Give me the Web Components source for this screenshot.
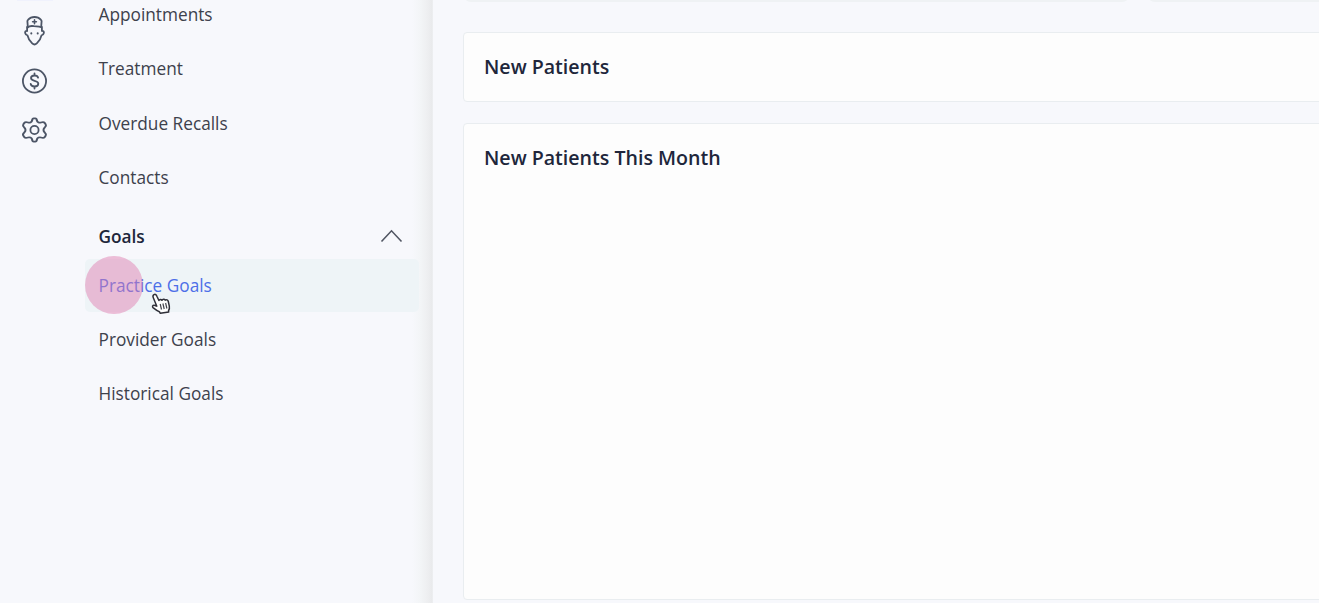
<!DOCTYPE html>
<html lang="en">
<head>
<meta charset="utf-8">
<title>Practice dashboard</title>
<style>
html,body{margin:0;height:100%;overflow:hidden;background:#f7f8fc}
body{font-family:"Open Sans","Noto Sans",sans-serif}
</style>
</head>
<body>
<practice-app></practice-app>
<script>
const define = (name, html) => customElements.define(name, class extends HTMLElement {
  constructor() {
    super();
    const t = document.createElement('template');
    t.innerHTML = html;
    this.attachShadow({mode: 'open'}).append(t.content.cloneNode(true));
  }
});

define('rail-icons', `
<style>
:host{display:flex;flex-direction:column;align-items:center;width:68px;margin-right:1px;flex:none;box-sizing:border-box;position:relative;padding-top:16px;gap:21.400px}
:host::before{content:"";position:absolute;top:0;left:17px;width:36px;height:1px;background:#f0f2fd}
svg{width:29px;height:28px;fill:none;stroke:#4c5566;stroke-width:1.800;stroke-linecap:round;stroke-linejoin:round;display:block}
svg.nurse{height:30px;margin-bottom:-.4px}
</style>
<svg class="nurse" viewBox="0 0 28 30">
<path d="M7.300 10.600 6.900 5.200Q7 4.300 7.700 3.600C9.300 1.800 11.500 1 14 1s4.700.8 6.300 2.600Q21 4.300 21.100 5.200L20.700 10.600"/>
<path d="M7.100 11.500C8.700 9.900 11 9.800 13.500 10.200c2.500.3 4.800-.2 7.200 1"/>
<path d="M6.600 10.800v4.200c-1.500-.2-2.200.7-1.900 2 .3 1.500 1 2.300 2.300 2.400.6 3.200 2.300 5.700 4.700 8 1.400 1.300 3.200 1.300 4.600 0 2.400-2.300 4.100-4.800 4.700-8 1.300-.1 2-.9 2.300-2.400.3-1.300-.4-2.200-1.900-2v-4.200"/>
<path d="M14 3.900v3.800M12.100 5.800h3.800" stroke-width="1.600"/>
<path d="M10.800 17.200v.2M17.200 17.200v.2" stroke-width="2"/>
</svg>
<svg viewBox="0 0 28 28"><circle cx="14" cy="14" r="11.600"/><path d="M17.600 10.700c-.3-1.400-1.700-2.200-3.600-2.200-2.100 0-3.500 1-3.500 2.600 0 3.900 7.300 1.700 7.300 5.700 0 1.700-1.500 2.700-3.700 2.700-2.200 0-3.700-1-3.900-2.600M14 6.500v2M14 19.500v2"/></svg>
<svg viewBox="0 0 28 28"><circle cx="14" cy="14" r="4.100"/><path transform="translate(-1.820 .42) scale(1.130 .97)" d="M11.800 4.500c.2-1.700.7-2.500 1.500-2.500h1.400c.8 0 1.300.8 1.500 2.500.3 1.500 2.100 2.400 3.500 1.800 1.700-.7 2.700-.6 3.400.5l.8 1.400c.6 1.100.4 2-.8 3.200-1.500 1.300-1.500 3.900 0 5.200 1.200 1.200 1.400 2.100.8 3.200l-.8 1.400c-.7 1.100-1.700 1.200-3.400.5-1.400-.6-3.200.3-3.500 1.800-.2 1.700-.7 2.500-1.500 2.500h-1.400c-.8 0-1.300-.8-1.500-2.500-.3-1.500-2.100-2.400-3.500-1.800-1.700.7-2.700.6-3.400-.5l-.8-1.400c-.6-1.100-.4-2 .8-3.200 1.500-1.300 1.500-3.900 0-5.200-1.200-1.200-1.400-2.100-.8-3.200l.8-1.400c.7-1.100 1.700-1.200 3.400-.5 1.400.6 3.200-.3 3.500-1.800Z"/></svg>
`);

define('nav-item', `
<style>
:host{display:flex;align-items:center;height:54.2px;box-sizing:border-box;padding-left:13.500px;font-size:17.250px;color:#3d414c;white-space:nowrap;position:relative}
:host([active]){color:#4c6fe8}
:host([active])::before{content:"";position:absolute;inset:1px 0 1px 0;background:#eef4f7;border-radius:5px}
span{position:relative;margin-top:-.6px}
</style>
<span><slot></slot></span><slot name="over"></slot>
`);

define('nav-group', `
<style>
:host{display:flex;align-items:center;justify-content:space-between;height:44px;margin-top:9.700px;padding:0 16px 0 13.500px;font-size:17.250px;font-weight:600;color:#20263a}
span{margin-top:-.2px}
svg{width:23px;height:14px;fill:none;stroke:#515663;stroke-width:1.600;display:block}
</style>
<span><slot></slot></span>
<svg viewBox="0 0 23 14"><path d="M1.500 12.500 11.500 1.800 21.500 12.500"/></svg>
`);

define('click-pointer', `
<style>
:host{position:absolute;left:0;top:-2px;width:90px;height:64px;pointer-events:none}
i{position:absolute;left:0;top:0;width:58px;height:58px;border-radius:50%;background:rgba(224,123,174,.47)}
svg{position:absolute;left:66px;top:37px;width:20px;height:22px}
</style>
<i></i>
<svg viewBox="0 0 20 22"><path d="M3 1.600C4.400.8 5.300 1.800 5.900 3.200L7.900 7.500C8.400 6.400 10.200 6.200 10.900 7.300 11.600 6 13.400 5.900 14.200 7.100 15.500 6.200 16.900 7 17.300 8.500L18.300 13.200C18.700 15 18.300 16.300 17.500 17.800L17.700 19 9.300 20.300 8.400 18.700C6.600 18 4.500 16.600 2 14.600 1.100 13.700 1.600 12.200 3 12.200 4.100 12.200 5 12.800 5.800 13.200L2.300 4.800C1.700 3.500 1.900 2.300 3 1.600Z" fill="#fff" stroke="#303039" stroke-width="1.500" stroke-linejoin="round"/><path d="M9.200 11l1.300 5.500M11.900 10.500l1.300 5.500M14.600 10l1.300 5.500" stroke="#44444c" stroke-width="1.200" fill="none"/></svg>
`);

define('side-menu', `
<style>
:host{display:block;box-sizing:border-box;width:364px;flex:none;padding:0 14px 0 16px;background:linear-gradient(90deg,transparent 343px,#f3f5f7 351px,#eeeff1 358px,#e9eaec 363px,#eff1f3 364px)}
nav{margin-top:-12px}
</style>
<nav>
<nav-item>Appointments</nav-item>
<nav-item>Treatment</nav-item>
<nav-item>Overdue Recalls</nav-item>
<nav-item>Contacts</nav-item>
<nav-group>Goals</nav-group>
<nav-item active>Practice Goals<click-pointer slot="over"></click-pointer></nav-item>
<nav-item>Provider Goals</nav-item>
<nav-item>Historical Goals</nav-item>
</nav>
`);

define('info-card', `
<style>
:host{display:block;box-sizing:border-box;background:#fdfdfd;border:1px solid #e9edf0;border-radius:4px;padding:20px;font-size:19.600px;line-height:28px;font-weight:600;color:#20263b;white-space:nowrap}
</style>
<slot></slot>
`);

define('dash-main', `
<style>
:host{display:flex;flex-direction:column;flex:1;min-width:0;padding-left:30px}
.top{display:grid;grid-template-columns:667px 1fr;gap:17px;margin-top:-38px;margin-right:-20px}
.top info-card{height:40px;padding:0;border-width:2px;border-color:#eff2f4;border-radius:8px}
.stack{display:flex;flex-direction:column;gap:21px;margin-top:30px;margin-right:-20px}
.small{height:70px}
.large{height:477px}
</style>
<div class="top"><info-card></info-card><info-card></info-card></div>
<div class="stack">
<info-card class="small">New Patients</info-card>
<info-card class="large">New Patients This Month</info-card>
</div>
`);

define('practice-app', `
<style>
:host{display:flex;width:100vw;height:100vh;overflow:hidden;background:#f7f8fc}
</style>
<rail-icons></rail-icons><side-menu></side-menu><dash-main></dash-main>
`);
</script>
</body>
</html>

+===+

• [EXERCISE]: Reproduce every line of the material precisely, omitting its pictures.

• [FINISHED ANSWER]:
Give me the Web Components source for this screenshot.
<!DOCTYPE html>
<html lang="en">
<head>
<meta charset="utf-8">
<title>Practice dashboard</title>
<style>
html,body{margin:0;height:100%;overflow:hidden;background:#f7f8fc}
body{font-family:"Open Sans","Noto Sans",sans-serif}
</style>
</head>
<body>
<practice-app></practice-app>
<script>
const define = (name, html) => customElements.define(name, class extends HTMLElement {
  constructor() {
    super();
    const t = document.createElement('template');
    t.innerHTML = html;
    this.attachShadow({mode: 'open'}).append(t.content.cloneNode(true));
  }
});

define('rail-icons', `
<style>
:host{display:flex;flex-direction:column;align-items:center;width:68px;margin-right:1px;flex:none;box-sizing:border-box;position:relative;padding-top:16px;gap:21.400px}
:host::before{content:"";position:absolute;top:0;left:17px;width:36px;height:1px;background:#f0f2fd}
svg{width:29px;height:28px;fill:none;stroke:#4c5566;stroke-width:1.800;stroke-linecap:round;stroke-linejoin:round;display:block}
svg.nurse{height:30px;margin-bottom:-.4px}
</style>
<svg class="nurse" viewBox="0 0 28 30">
<path d="M7.300 10.600 6.900 5.200Q7 4.300 7.700 3.600C9.300 1.800 11.500 1 14 1s4.700.8 6.300 2.600Q21 4.300 21.100 5.200L20.700 10.600"/>
<path d="M7.100 11.500C8.700 9.900 11 9.800 13.500 10.200c2.500.3 4.800-.2 7.200 1"/>
<path d="M6.600 10.800v4.200c-1.500-.2-2.200.7-1.900 2 .3 1.500 1 2.300 2.300 2.400.6 3.200 2.300 5.700 4.700 8 1.400 1.300 3.200 1.300 4.600 0 2.400-2.300 4.100-4.800 4.700-8 1.300-.1 2-.9 2.300-2.400.3-1.300-.4-2.200-1.900-2v-4.200"/>
<path d="M14 3.900v3.800M12.100 5.800h3.800" stroke-width="1.600"/>
<path d="M10.800 17.200v.2M17.200 17.200v.2" stroke-width="2"/>
</svg>
<svg viewBox="0 0 28 28"><circle cx="14" cy="14" r="11.600"/><path d="M17.600 10.700c-.3-1.400-1.700-2.200-3.600-2.200-2.100 0-3.500 1-3.500 2.600 0 3.900 7.300 1.700 7.300 5.700 0 1.700-1.500 2.700-3.700 2.700-2.200 0-3.700-1-3.900-2.600M14 6.500v2M14 19.500v2"/></svg>
<svg viewBox="0 0 28 28"><circle cx="14" cy="14" r="4.100"/><path transform="translate(-1.820 .42) scale(1.130 .97)" d="M11.800 4.500c.2-1.700.7-2.500 1.500-2.500h1.400c.8 0 1.300.8 1.500 2.500.3 1.500 2.100 2.400 3.500 1.800 1.700-.7 2.700-.6 3.400.5l.8 1.400c.6 1.100.4 2-.8 3.200-1.500 1.300-1.500 3.900 0 5.200 1.200 1.200 1.400 2.100.8 3.200l-.8 1.400c-.7 1.100-1.700 1.200-3.400.5-1.400-.6-3.200.3-3.500 1.800-.2 1.700-.7 2.500-1.500 2.500h-1.400c-.8 0-1.300-.8-1.500-2.500-.3-1.500-2.100-2.400-3.500-1.800-1.700.7-2.700.6-3.400-.5l-.8-1.400c-.6-1.100-.4-2 .8-3.200 1.500-1.300 1.500-3.900 0-5.200-1.200-1.200-1.400-2.100-.8-3.200l.8-1.400c.7-1.100 1.700-1.200 3.400-.5 1.400.6 3.200-.3 3.500-1.800Z"/></svg>
`);

define('nav-item', `
<style>
:host{display:flex;align-items:center;height:54.2px;box-sizing:border-box;padding-left:13.500px;font-size:17.250px;color:#3d414c;white-space:nowrap;position:relative}
:host([active]){color:#4c6fe8}
:host([active])::before{content:"";position:absolute;inset:1px 0 1px 0;background:#eef4f7;border-radius:5px}
span{position:relative;margin-top:-.6px}
</style>
<span><slot></slot></span><slot name="over"></slot>
`);

define('nav-group', `
<style>
:host{display:flex;align-items:center;justify-content:space-between;height:44px;margin-top:9.700px;padding:0 16px 0 13.500px;font-size:17.250px;font-weight:600;color:#20263a}
span{margin-top:-.2px}
svg{width:23px;height:14px;fill:none;stroke:#515663;stroke-width:1.600;display:block}
</style>
<span><slot></slot></span>
<svg viewBox="0 0 23 14"><path d="M1.500 12.500 11.500 1.800 21.500 12.500"/></svg>
`);

define('click-pointer', `
<style>
:host{position:absolute;left:0;top:-2px;width:90px;height:64px;pointer-events:none}
i{position:absolute;left:0;top:0;width:58px;height:58px;border-radius:50%;background:rgba(224,123,174,.47)}
svg{position:absolute;left:66px;top:37px;width:20px;height:22px}
</style>
<i></i>
<svg viewBox="0 0 20 22"><path d="M3 1.600C4.400.8 5.300 1.800 5.900 3.200L7.900 7.500C8.400 6.400 10.200 6.200 10.900 7.300 11.600 6 13.400 5.900 14.200 7.100 15.500 6.200 16.900 7 17.300 8.500L18.300 13.200C18.700 15 18.300 16.300 17.500 17.800L17.700 19 9.300 20.300 8.400 18.700C6.600 18 4.500 16.600 2 14.600 1.100 13.700 1.600 12.200 3 12.200 4.100 12.200 5 12.800 5.800 13.200L2.300 4.800C1.700 3.500 1.900 2.300 3 1.600Z" fill="#fff" stroke="#303039" stroke-width="1.500" stroke-linejoin="round"/><path d="M9.200 11l1.300 5.500M11.900 10.500l1.300 5.500M14.600 10l1.300 5.500" stroke="#44444c" stroke-width="1.200" fill="none"/></svg>
`);

define('side-menu', `
<style>
:host{display:block;box-sizing:border-box;width:364px;flex:none;padding:0 14px 0 16px;background:linear-gradient(90deg,transparent 343px,#f3f5f7 351px,#eeeff1 358px,#e9eaec 363px,#eff1f3 364px)}
nav{margin-top:-12px}
</style>
<nav>
<nav-item>Appointments</nav-item>
<nav-item>Treatment</nav-item>
<nav-item>Overdue Recalls</nav-item>
<nav-item>Contacts</nav-item>
<nav-group>Goals</nav-group>
<nav-item active>Practice Goals<click-pointer slot="over"></click-pointer></nav-item>
<nav-item>Provider Goals</nav-item>
<nav-item>Historical Goals</nav-item>
</nav>
`);

define('info-card', `
<style>
:host{display:block;box-sizing:border-box;background:#fdfdfd;border:1px solid #e9edf0;border-radius:4px;padding:20px;font-size:19.600px;line-height:28px;font-weight:600;color:#20263b;white-space:nowrap}
</style>
<slot></slot>
`);

define('dash-main', `
<style>
:host{display:flex;flex-direction:column;flex:1;min-width:0;padding-left:30px}
.top{display:grid;grid-template-columns:667px 1fr;gap:17px;margin-top:-38px;margin-right:-20px}
.top info-card{height:40px;padding:0;border-width:2px;border-color:#eff2f4;border-radius:8px}
.stack{display:flex;flex-direction:column;gap:21px;margin-top:30px;margin-right:-20px}
.small{height:70px}
.large{height:477px}
</style>
<div class="top"><info-card></info-card><info-card></info-card></div>
<div class="stack">
<info-card class="small">New Patients</info-card>
<info-card class="large">New Patients This Month</info-card>
</div>
`);

define('practice-app', `
<style>
:host{display:flex;width:100vw;height:100vh;overflow:hidden;background:#f7f8fc}
</style>
<rail-icons></rail-icons><side-menu></side-menu><dash-main></dash-main>
`);
</script>
</body>
</html>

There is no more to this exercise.